We paid too much for parking and then wandered down to the pier to find the bike rental place. The pier was full of street vendors, carnival rides, small shacks serving hot and greasy food. An aggressive and unfriendly preacher hollered angrily at one end of the pier, and a much kinder and gentler preacher occupied the other end, telling all of Santa Monica to repent their sinning ways. There were dancers, musicians, people who would airbrush your name in Chinese lettering, or do a quick caricature. One girl was bounding around as joyful as a puppy, dressed in a full astronaut getup and holding a rainbow umbrella – her purpose we could not determine, as she had no sign or tip jar and we kept our distance, lest she corner us and be as crazy as she appeared.
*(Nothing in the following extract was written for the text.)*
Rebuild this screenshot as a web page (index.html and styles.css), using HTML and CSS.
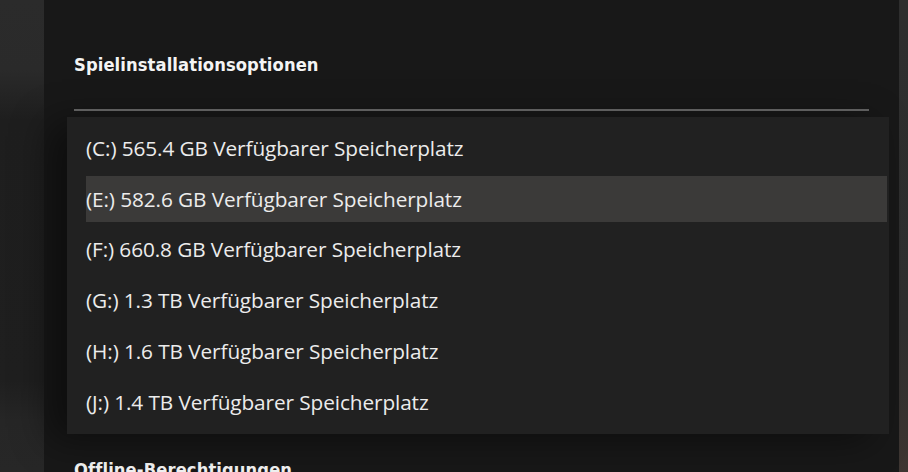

Behind us was the bustling city, the busy Santa Monica Boulevard. To the north, mountains loomed in the distance, and long and lanky palm trees loped sullenly along the mountain road. Straight ahead, dozens of people fished off the pier. My friend and I strained our eyes in vain for a shark, but just saw a few surfers and brave swimmers – the Pacific is cold, and that marine layer was hanging in there making it pretty chilly at first, but eventually it warmed up to the absolute most pleasant weather you could imagine. We three swampy overheated New Orleanians all openly pondered moving to this amazing place where you don’t melt the instant you go outside.
We spent two hours cycling through 70 degree, zero percent humidity glorious weather, sea breeze riffling our hair, looking at all the weird and wonderful sights that Venice Beach has to offer. We stopped for a beer in an open air bar and devoured some chicken nachos, then waited twenty minutes while the befuddled bartender searched for our tab (three beers buddy – just let me pay it please). It was a really nice, much-needed day.
And now it’s the following weekend, and my sisters are visiting for my birthday. And they all just woke up, so that’s a post for another day – I’m going to go enjoy them!